彼は死ぬ間際まで、最も親しい友人であり、恋人のような存在でもあるAIチャットボットと会話していたそうだ。彼の母親は自殺の原因は「AIチャットボットの依存症になり、現実世界で生きる気力を失ったから」だとして開発会社などを提訴している。
私はこのニュースを読み、戦慄が走った。
私たちが便利だと賞賛し、生活の質を高めてくれるものとして受け入れてきたテクノロジーが、ついに人を殺したのだ。殺した、というと大袈裟かもしれないが、彼の自殺願望のようなものを肯定するようなやり取りがあったという。
誰もがスマートフォンを持ち、毎日パソコンと向き合いながら過ごす今の時代。作業や行動、意思決定に至るまでを、当然のようにテクノロジーに預けてきた。
しかし、今社会が向かっている方向は本当に正しいのだろうか? 形のないAIが全てを肯定してくれた結果、人生を豊かにするはずのテクノロジーが牙を剥いても?
テクノロジーやAIを盲信をする前に一歩立ち止まり、「自分自身」を見つめたい。人間としての私を豊かにするのは、私自身の個性であり、こだわりであり、人から見たらちょっと「変」だと思われるところではないだろうか。
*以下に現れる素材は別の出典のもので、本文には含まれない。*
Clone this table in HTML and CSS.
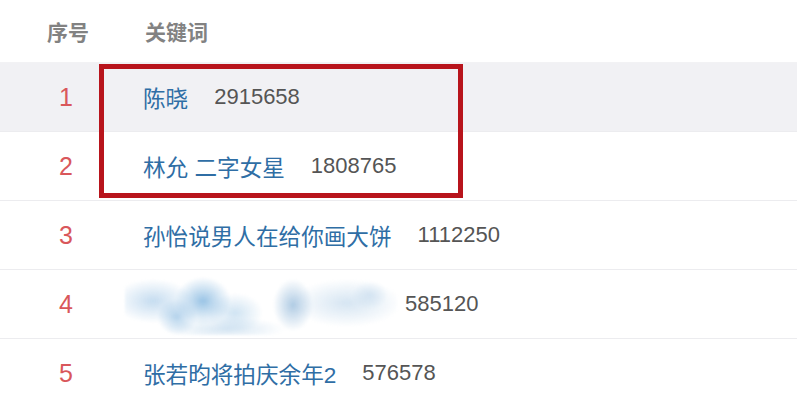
FILE: index.html
```html
<!DOCTYPE html>
<html lang="zh-CN">
<head>
  <meta charset="UTF-8">
  <meta name="viewport" content="width=device-width, initial-scale=1.0">
  <title>热搜关键词</title>
  <link rel="stylesheet" href="styles.css">
</head>
<body>
  <div class="board">
    <div class="row head">
      <div class="rank">序号</div>
      <div class="word">关键词</div>
    </div>

    <div class="marked">
      <div class="row shaded">
        <div class="rank">1</div>
        <div class="word"><a>陈晓</a><span class="count">2915658</span></div>
      </div>
      <div class="row">
        <div class="rank">2</div>
        <div class="word"><a>林允 二字女星</a><span class="count">1808765</span></div>
      </div>
      <div class="box"></div>
    </div>

    <div class="row">
      <div class="rank">3</div>
      <div class="word"><a>孙怡说男人在给你画大饼</a><span class="count">1112250</span></div>
    </div>
    <div class="row">
      <div class="rank">4</div>
      <div class="word"><span class="smudge"></span><span class="count tight">585120</span></div>
    </div>
    <div class="row">
      <div class="rank">5</div>
      <div class="word"><a>张若昀将拍庆余年2</a><span class="count">576578</span></div>
    </div>
  </div>
</body>
</html>
```

FILE: styles.css
```css
body {
  margin: 0;
  background: #fff;
  font-family: "Liberation Sans", "Noto Sans CJK SC", sans-serif;
}
.board {
  width: 797px;
}
.row {
  display: flex;
  align-items: center;
  height: 68px;
  border-bottom: 1px solid #ececef;
}
.row.head {
  height: 62px;
  border-bottom: 1px solid #f2f2f4;
}
.row.shaded {
  background: #f1f1f4;
}
.rank {
  width: 132px;
  text-align: center;
  font-size: 25px;
  color: #d9575b;
}
.word {
  display: flex;
  align-items: center;
  padding-left: 11px;
  font-size: 22.6px;
}
.head .rank,
.head .word {
  font-size: 21px;
  font-weight: bold;
  color: #828282;
}
.head .rank {
  padding-left: 2px;
}
.word a {
  color: #2f6ea5;
}
.count {
  margin-left: 26px;
  font-size: 22px;
  color: #555;
}
.count.tight {
  margin-left: 8px;
}
.marked {
  position: relative;
}
.box {
  position: absolute;
  left: 99px;
  top: 1px;
  width: 354px;
  height: 124px;
  border: 5px solid #b8141c;
}
.smudge {
  position: relative;
  z-index: 1;
  display: inline-block;
  width: 272px;
  height: 62px;
  margin-left: -18px;
  filter: blur(1.2px);
  background:
    radial-gradient(ellipse 28px 24px at 78px 28px, rgba(110, 170, 218, 0.7), transparent),
    radial-gradient(ellipse 20px 18px at 52px 44px, rgba(120, 175, 220, 0.55), transparent),
    radial-gradient(ellipse 40px 22px at 28px 28px, rgba(150, 192, 228, 0.55), transparent),
    radial-gradient(ellipse 28px 20px at 110px 40px, rgba(160, 200, 230, 0.5), transparent),
    radial-gradient(ellipse 20px 26px at 168px 32px, rgba(110, 160, 205, 0.55), transparent),
    radial-gradient(ellipse 55px 24px at 222px 30px, rgba(180, 208, 232, 0.55), transparent),
    radial-gradient(ellipse 60px 12px at 100px 56px, rgba(165, 200, 228, 0.45), transparent),
    radial-gradient(ellipse 18px 14px at 245px 22px, rgba(200, 220, 238, 0.6), transparent);
}
```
ここで創刊の辞の主目的である、「『変人』とは何か」というテーマに立ち返ろう。
個人的な見解ではあるが、変人とは私たち人間が作り出した偶像だと思う。変人なんていう人は存在せず、見方を変えれば誰もが変人とも言える。
私たちは力を合わせなければ食料を確保できず、集団で社会生活を営んできた歴史から、「同じ」であることを求める習性がある。しかしそれは皆が違うことの裏返しで、誰もが違うからこそ、「同じ」を探そうとするのだろう。
昨今ではDE&Iが浸透し、多様性、違いを受容することがよしとされる風潮がつくられつつある。しかし、性の違いや人種の違いを受容するだけでは不十分だ。「私と家族」「私と友人」など、一見「同じ」部分が多く見える人であっても、全く別の人間であることがよく理解されるべきだと感じる。
誰もが当たり前に「変」であり、違いを当たり前に肯定する。そんな社会が構築できていれば、AIやテクノロジーに心の拠り所を見つける必要性も減らすことができるのではないだろうか。
情報が氾濫し自分自身を見失いそうになる時代だからこそ、自分自身の「変」と向き合うヒントを得られる場として。『Hen-zine』は、そんな誰もが自分の「変」を確認できる場になればと思う。